MUZAFFARABAD: The recent induction of five judges in the Azad Jammu and Kashmir (AJK) High Court was on Monday challenged by four lawyers in the same court.

On May 23, HC Chief Justice M. Tabassum Aftab Alvi administered oath to Raja Raza Ali Khan, the then advocate general, Chaudhry Mohammad Munir, then district and sessions judge, advocates Mohammad Ejaz Khan, Chaudhry Khalid Yousuf, Raja Sajjad Ahmed Khan as judges, two days after their appointment was notified by the law department.

Under the AJK constitution, a judge of the high court is appointed by the AJK president on the advice of the AJK Council and after consultation with the chief justices of the local supreme and high courts.

Barrister Adnan Nawaz and advocates Shamshad Hussain Khan, Sardar Javed Sharif and Raja Izzat Baig in their petition made the AJK government and its law department, AJK Council, its chairman (prime minister of Pakistan), secretary and joint secretary, AJK president and the five new judges as respondents.

The names were not recommended by chief justices of the AJK high court and supreme court, says petition

Barrister Nawaz, also the counsel for the petitioners, recalled that the process for appointment against these vacant posts was initiated long ago and both the CJs had recommended and selected the qualified persons according to their best wisdom.

The AJK president, after due inquiry and verification regarding the antecedents and credentials of the recommended persons, was required to send the consensus names to the AJK Council for its advice.

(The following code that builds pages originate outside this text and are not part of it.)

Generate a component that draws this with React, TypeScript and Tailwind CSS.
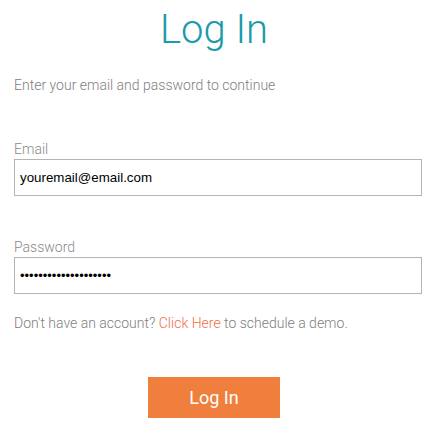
export default function App() {
  return (
    <div className="min-h-screen bg-white px-[14px] pt-[6px] font-['Roboto',sans-serif]">
      <h1 className="w-[400px] text-center text-[40px] font-light leading-[48px] text-[#1b9aaa]">Log In</h1>
      <p className="mt-[23px] text-[14px] font-light leading-[16px] text-[#808080]">
        Enter your email and password to continue
      </p>

      <form className="mt-[48px] flex flex-col" onSubmit={(e) => e.preventDefault()}>
        <label className="text-[14px] font-light leading-[16px] text-[#8a8a8a]">Email</label>
        <input
          type="text"
          defaultValue="youremail@email.com"
          className="mt-[2px] h-[37px] w-[408px] border border-[#b4b4b4] px-[5px] font-['Liberation_Sans',Arial,sans-serif] text-[13.33px] text-black outline-none"
        />

        <label className="mt-[43px] text-[14px] font-light leading-[16px] text-[#8a8a8a]">Password</label>
        <input
          type="password"
          defaultValue="12345678901234567890"
          className="mt-[2px] h-[37px] w-[408px] border border-[#b4b4b4] px-[5px] font-['Liberation_Sans',Arial,sans-serif] text-[13px] text-black outline-none"
        />

        <p className="mt-[21px] text-[14px] font-light leading-[16px] text-[#808080]">
          Don't have an account? <a className="text-[#f26d4a]">Click Here</a> to schedule a demo.
        </p>

        <div className="mt-[46px] flex w-[400px] justify-center">
          <button
            type="submit"
            className="h-[41px] w-[132px] bg-[#f07f3e] text-[18px] leading-[41px] text-white"
          >
            Log In
          </button>
        </div>
      </form>
    </div>
  );
}
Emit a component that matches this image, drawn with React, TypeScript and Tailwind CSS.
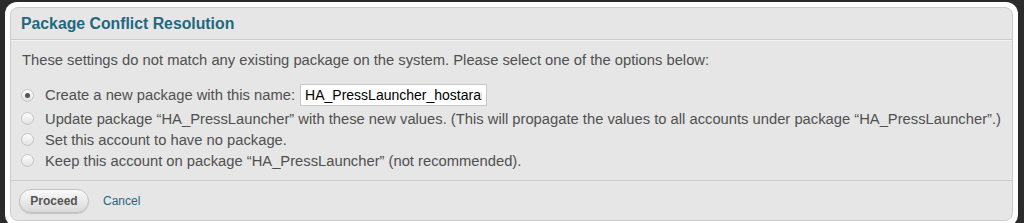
import React, { useState } from 'react';

const options = [
  'create',
  'update',
  'none',
  'keep',
];

const Radio: React.FC<{ checked: boolean; onClick: () => void }> = ({ checked, onClick }) => (
  <span
    onClick={onClick}
    className="flex items-center justify-center w-[13px] h-[13px] rounded-full border border-[#c4c4c4] bg-gradient-to-b from-[#fdfdfd] to-[#e2e2e2] shrink-0 cursor-pointer"
  >
    {checked && <span className="w-[5px] h-[5px] rounded-full bg-[#555]" />}
  </span>
);

export default function App() {
  const [choice, setChoice] = useState('create');
  const [name, setName] = useState('HA_PressLauncher_hostarar');

  return (
    <div
      className="h-[223px] overflow-hidden bg-[#2b2b2b] pl-[5px] pr-[6px] pt-[2px]"
      style={{ fontFamily: '"Liberation Sans", Arial, sans-serif' }}
    >
      <div className="bg-white rounded-[12px] p-[5px] pb-[6px]">
        <div className="h-[214px] rounded-[8px] border border-[#cbcbcb] bg-[#e6e6e6] flex flex-col">
          {/* Header */}
          <div className="h-[32px] flex items-center px-[10px] border-b border-[#cbcbcb]">
            <h2 className="text-[15.8px] font-bold text-[#1f6880]">Package Conflict Resolution</h2>
          </div>

          {/* Body */}
          <div className="flex-1 border-t border-[#f4f4f4] px-[11px] pt-[11px]">
            <p className="text-[14.75px] leading-[16px] text-[#505050]">
              These settings do not match any existing package on the system. Please select one of the options below:
            </p>

            <div className="mt-[16px] flex flex-col text-[14.75px] leading-[16px] text-[#505050]">
              <div className="flex items-center h-[22px]">
                <span className="-ml-[1px]">
                  <Radio checked={choice === options[0]} onClick={() => setChoice(options[0])} />
                </span>
                <span className="ml-[11px]">Create a new package with this name:</span>
                <input
                  type="text"
                  value={name}
                  onChange={(e) => setName(e.target.value)}
                  className="ml-[5px] w-[187px] h-[22px] px-[4px] border border-[#c8c8c8] bg-white text-[14px] text-black outline-none"
                />
              </div>
              <div className="flex items-center h-[21px] mt-[2px]">
                <span className="-ml-[1px]">
                  <Radio checked={choice === options[1]} onClick={() => setChoice(options[1])} />
                </span>
                <span className="ml-[11px] whitespace-nowrap">
                  Update package “HA_PressLauncher” with these new values. (This will propagate the values to all accounts under package “HA_PressLauncher”.)
                </span>
              </div>
              <div className="flex items-center h-[21px]">
                <span className="-ml-[1px]">
                  <Radio checked={choice === options[2]} onClick={() => setChoice(options[2])} />
                </span>
                <span className="ml-[11px]">Set this account to have no package.</span>
              </div>
              <div className="flex items-center h-[21px]">
                <span className="-ml-[1px]">
                  <Radio checked={choice === options[3]} onClick={() => setChoice(options[3])} />
                </span>
                <span className="ml-[11px]">Keep this account on package “HA_PressLauncher” (not recommended).</span>
              </div>
            </div>
          </div>

          {/* Actions */}
          <div className="h-[40px] border-t border-[#cbcbcb] flex items-center pl-[8px] pt-[1px]">
            <button
              type="button"
              className="w-[70px] h-[24px] rounded-full border border-[#c2c2c2] bg-gradient-to-b from-[#fafafa] to-[#d9d9d9] text-[12px] font-bold text-[#555] shadow-[0_1px_1px_rgba(0,0,0,0.15)]"
            >
              Proceed
            </button>
            <a href="#" className="ml-[14px] text-[12px] text-[#1f6880]">
              Cancel
            </a>
          </div>
        </div>
      </div>
    </div>
  );
}
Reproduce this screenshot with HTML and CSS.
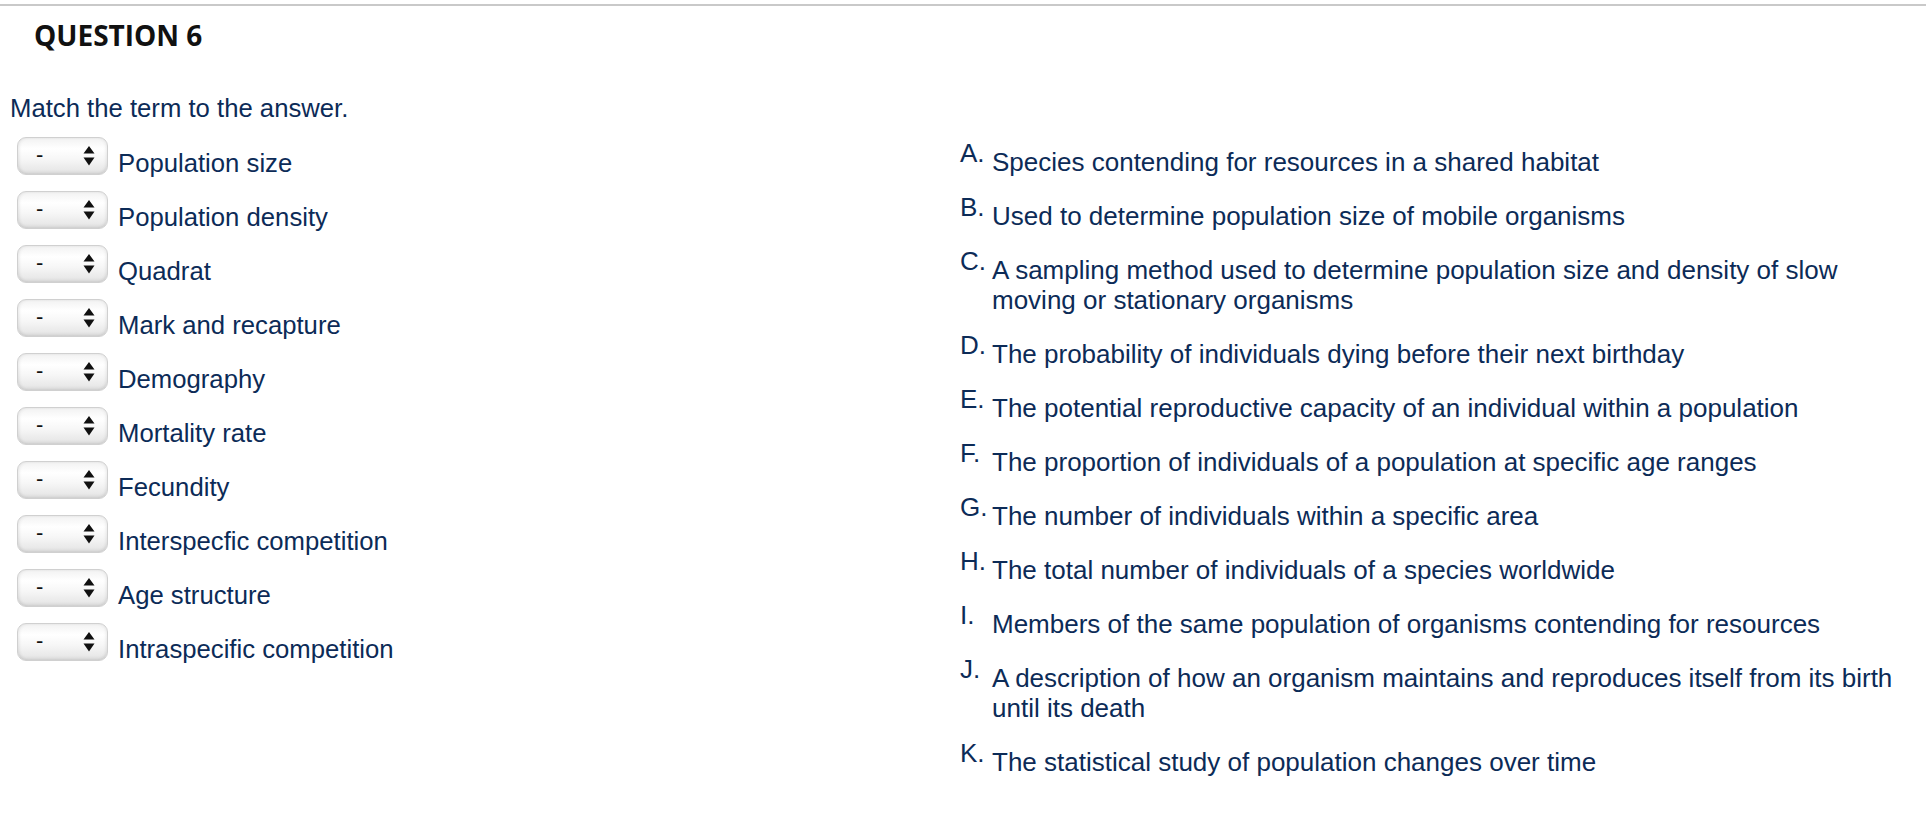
FILE: index.html
```html
<!DOCTYPE html>
<html lang="en">
<head>
<meta charset="utf-8">
<title>Question 6</title>
<link rel="stylesheet" href="styles.css">
</head>
<body>
<div class="topbar"></div>
<h2 class="qtitle">QUESTION 6</h2>
<div class="prompt">Match the term to the answer.</div>
<div class="columns">
  <div class="terms">
    <div class="row"><div class="sel"><span class="dash">-</span><svg class="arrows" width="12" height="20" viewBox="0 0 12 20"><path d="M6 0 L11.5 7.5 L0.5 7.5 Z M0.5 11.5 L11.5 11.5 L6 19.5 Z" fill="#111"/></svg></div><div class="term">Population size</div></div>
    <div class="row"><div class="sel"><span class="dash">-</span><svg class="arrows" width="12" height="20" viewBox="0 0 12 20"><path d="M6 0 L11.5 7.5 L0.5 7.5 Z M0.5 11.5 L11.5 11.5 L6 19.5 Z" fill="#111"/></svg></div><div class="term">Population density</div></div>
    <div class="row"><div class="sel"><span class="dash">-</span><svg class="arrows" width="12" height="20" viewBox="0 0 12 20"><path d="M6 0 L11.5 7.5 L0.5 7.5 Z M0.5 11.5 L11.5 11.5 L6 19.5 Z" fill="#111"/></svg></div><div class="term">Quadrat</div></div>
    <div class="row"><div class="sel"><span class="dash">-</span><svg class="arrows" width="12" height="20" viewBox="0 0 12 20"><path d="M6 0 L11.5 7.5 L0.5 7.5 Z M0.5 11.5 L11.5 11.5 L6 19.5 Z" fill="#111"/></svg></div><div class="term">Mark and recapture</div></div>
    <div class="row"><div class="sel"><span class="dash">-</span><svg class="arrows" width="12" height="20" viewBox="0 0 12 20"><path d="M6 0 L11.5 7.5 L0.5 7.5 Z M0.5 11.5 L11.5 11.5 L6 19.5 Z" fill="#111"/></svg></div><div class="term">Demography</div></div>
    <div class="row"><div class="sel"><span class="dash">-</span><svg class="arrows" width="12" height="20" viewBox="0 0 12 20"><path d="M6 0 L11.5 7.5 L0.5 7.5 Z M0.5 11.5 L11.5 11.5 L6 19.5 Z" fill="#111"/></svg></div><div class="term">Mortality rate</div></div>
    <div class="row"><div class="sel"><span class="dash">-</span><svg class="arrows" width="12" height="20" viewBox="0 0 12 20"><path d="M6 0 L11.5 7.5 L0.5 7.5 Z M0.5 11.5 L11.5 11.5 L6 19.5 Z" fill="#111"/></svg></div><div class="term">Fecundity</div></div>
    <div class="row"><div class="sel"><span class="dash">-</span><svg class="arrows" width="12" height="20" viewBox="0 0 12 20"><path d="M6 0 L11.5 7.5 L0.5 7.5 Z M0.5 11.5 L11.5 11.5 L6 19.5 Z" fill="#111"/></svg></div><div class="term">Interspecfic competition</div></div>
    <div class="row"><div class="sel"><span class="dash">-</span><svg class="arrows" width="12" height="20" viewBox="0 0 12 20"><path d="M6 0 L11.5 7.5 L0.5 7.5 Z M0.5 11.5 L11.5 11.5 L6 19.5 Z" fill="#111"/></svg></div><div class="term">Age structure</div></div>
    <div class="row"><div class="sel"><span class="dash">-</span><svg class="arrows" width="12" height="20" viewBox="0 0 12 20"><path d="M6 0 L11.5 7.5 L0.5 7.5 Z M0.5 11.5 L11.5 11.5 L6 19.5 Z" fill="#111"/></svg></div><div class="term">Intraspecific competition</div></div>
  </div>
  <div class="answers">
    <div class="ans"><span class="letter">A.</span><span class="atext">Species contending for resources in a shared habitat</span></div>
    <div class="ans"><span class="letter">B.</span><span class="atext">Used to determine population size of mobile organisms</span></div>
    <div class="ans"><span class="letter">C.</span><span class="atext">A sampling method used to determine population size and density of slow moving or stationary organisms</span></div>
    <div class="ans"><span class="letter">D.</span><span class="atext">The probability of individuals dying before their next birthday</span></div>
    <div class="ans"><span class="letter">E.</span><span class="atext">The potential reproductive capacity of an individual within a population</span></div>
    <div class="ans"><span class="letter">F.</span><span class="atext">The proportion of individuals of a population at specific age ranges</span></div>
    <div class="ans"><span class="letter">G.</span><span class="atext">The number of individuals within a specific area</span></div>
    <div class="ans"><span class="letter">H.</span><span class="atext">The total number of individuals of a species worldwide</span></div>
    <div class="ans"><span class="letter">I.</span><span class="atext">Members of the same population of organisms contending for resources</span></div>
    <div class="ans"><span class="letter">J.</span><span class="atext">A description of how an organism maintains and reproduces itself from its birth until its death</span></div>
    <div class="ans"><span class="letter">K.</span><span class="atext">The statistical study of population changes over time</span></div>
  </div>
</div>
</body>
</html>
```
FILE: styles.css
```css
html, body {
  margin: 0;
  padding: 0;
  background: #fff;
}
body {
  font-family: "Liberation Sans", Arial, Helvetica, sans-serif;
  color: #0c2b57;
  font-size: 25.7px;
  line-height: 30px;
}
.topbar {
  margin-top: 4px;
  height: 2px;
  background: #c9c9c9;
}
.qtitle {
  margin: 11px 0 0 34px;
  font-family: "Open Sans", "Noto Sans", sans-serif;
  font-weight: 700;
  font-size: 28px;
  line-height: 36px;
  color: #111;
}
.prompt {
  margin: 40px 0 0 10px;
}
.columns {
  display: flex;
  margin-top: 14px;
  padding-left: 10px;
}
.terms {
  width: 950px;
  flex: none;
}
.row {
  display: flex;
  align-items: flex-start;
  height: 38px;
  margin-bottom: 16px;
  padding-left: 7px;
}
.sel {
  width: 91px;
  height: 38px;
  box-sizing: border-box;
  border: 1px solid #d0d0d0;
  border-radius: 9px;
  background: linear-gradient(#f2f2f2 0%, #ffffff 30%, #f6f6f6 60%, #e3e3e3 100%);
  box-shadow: inset 0 -2px 3px rgba(0,0,0,0.06), inset 2px 0 3px rgba(0,0,0,0.05), inset -2px 0 3px rgba(0,0,0,0.04);
  display: flex;
  align-items: center;
  flex: none;
}
.dash {
  font-size: 22px;
  line-height: 20px;
  color: #111;
  margin-left: 18px;
  margin-top: -2px;
  width: 47px;
}
.arrows {
  display: block;
  margin-top: -1px;
}
.term {
  margin-left: 10px;
  margin-top: 11px;
  white-space: nowrap;
}
.answers {
  width: 945px;
  flex: none;
  padding-top: 10px;
  font-size: 26px;
}
.ans {
  display: flex;
  align-items: flex-start;
  margin-bottom: 24px;
}
.letter {
  width: 32px;
  flex: none;
  margin-top: -9px;
}
.atext {
  flex: 1;
}
```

However, the president sent a summary of names of the five persons to the council who were not consensus nominees due to which the summary was returned as being not in accordance with the relevant constitutional provision.

Purportedly, he alleged, in the second round the president had exclusively sent the names of respondents 10-14 to the council, surreptitiously without any consensus oriented consultation/recommendation of both the CJs as required by the constitution and the council had issued illegal advice under misconception due to misleading correspondence of the president.

He alleged that the names had not been recommended by both the CJs and, therefore, they were not the consensus nominees.

Additionally, since Mr Munir had been a district judge for two years before his elevation to the HC, he did not fulfil the constitutional requirement either, he added.

The counsel argued that the HC CJ was the best person to appraise the qualification, integrity, ability and fitness of a person for judgeship in the light of his knowledge and observation during the legal practice of such person as an advocate or pleader.

Therefore, ignoring the opinion of the HC CJ for appointment of a person as a HC judge was not justified in any way, he said.

He argued that if the mode of appointment of a person against the post of HC judge was not transparent in the true spirit of the Constitution, it would seriously injure the independence of judiciary and hamper the administration of justice.

The meaningful and consensus oriented consultation was not a mere ritual but a mandatory requirement under the constitution which could neither be ignored nor substituted by any other mode or manner, he said.

He alleged that the impugned notification was politically motivated, pre-conceived, collusive and issued with mala fide to deprive the institution of judiciary from judges of integrity, and should therefore be declared void, ineffective and of no legal effect.

Consequently, the five posts be also declared vacant and they should be restrained from working, he added.

According to a court official, the CJ would constitute a bench to deal with the petition on Tuesday.